El que la Gran Guerra sería un conflicto diferente a todo lo que se había visto en Europa se vio desde el inicio. El primer día de la ocupación de Bélgica, la presencia de francotiradores despertó la ira de los alemanes. Aunque el derecho internacional —plasmado en la Convención de La Haya de 1907— legitimaba la resistencia armada contra un invasor, los alemanes consideraban que la existencia de francotiradores violaba las leyes de la guerra, por lo que llevaron a cabo salvajes represalias contra la población civil en las localidades en las que eran atacados. Fueron trágicamente habituales los fusilamientos de decenas de aldeanos, aunque en algunas ocasiones estos asesinatos llegarían a ser masivos; en Tamines acabaron el 22 de agosto con la vida de 384 hombres, y al día siguiente, en Dinant, fueron masacradas 612 personas, incluyendo mujeres y niños.
La infantería alemana cruza una aldea belga incendiada. La población civil sufrió los excesos de los soldados germanos, que llevaron a cabo asesinatos masivos como represalia a la acción de los francotiradores.
La guerra contra los civiles continuó desde el aire. El 25 agosto, un dirigible alemán dejó caer varias bombas sobre Amberes.
Aunque solo murieron seis personas, se hizo evidente que, al contrario que en las guerras decimonónicas, se trataba de una contienda en la que la distinción entre frente y retaguardia quedaba fatalmente diluida.
Para contrarrestar la victoriosa ofensiva germana en Bélgica, el mariscal Joseph Joffre, jefe del Estado Mayor francés, puso en marcha el referido Plan XVII, que debía ser el antídoto contra el Plan Schlieffen. Las tropas francesas avanzaron a través de la frontera francogermana, ocupando Alsacia y Lorena. El Ejército galo tomó el 8 de agosto la ciudad alsaciana de Mulhouse, pero la ofensiva en Lorena perdió fuelle y quedó detenida. Se llevó a cabo un nuevo intento a través de las Ardenas, pero las defensas germanas permanecieron incólumes.
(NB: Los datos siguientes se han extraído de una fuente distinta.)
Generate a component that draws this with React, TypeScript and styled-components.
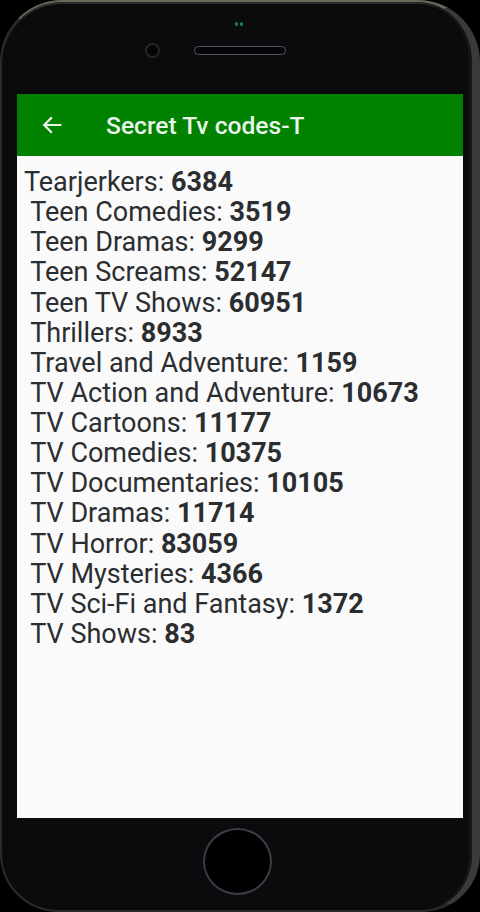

Los franceses habían cometido un colosal error de planteamiento. No habían comprendido que, gracias a las innovaciones técnicas en el arte de la guerra, era relativamente fácil defender una posición estática con unos pocos hombres. Los jinetes franceses, sable en mano, caían segados por las ametralladoras. La infantería, ataviada con vistosos pantalones rojos y quepis azules, era aniquilada por la artillería pesada y las armas automáticas. Los últimos vestigios de las guerras napoleónicas quedaban destrozados por la potencia de fuego de las armas recién salidas de las factorías alemanas. En solo veinte días, 300.000 soldados franceses habían perdido la vida en la denominada batalla de las Fronteras.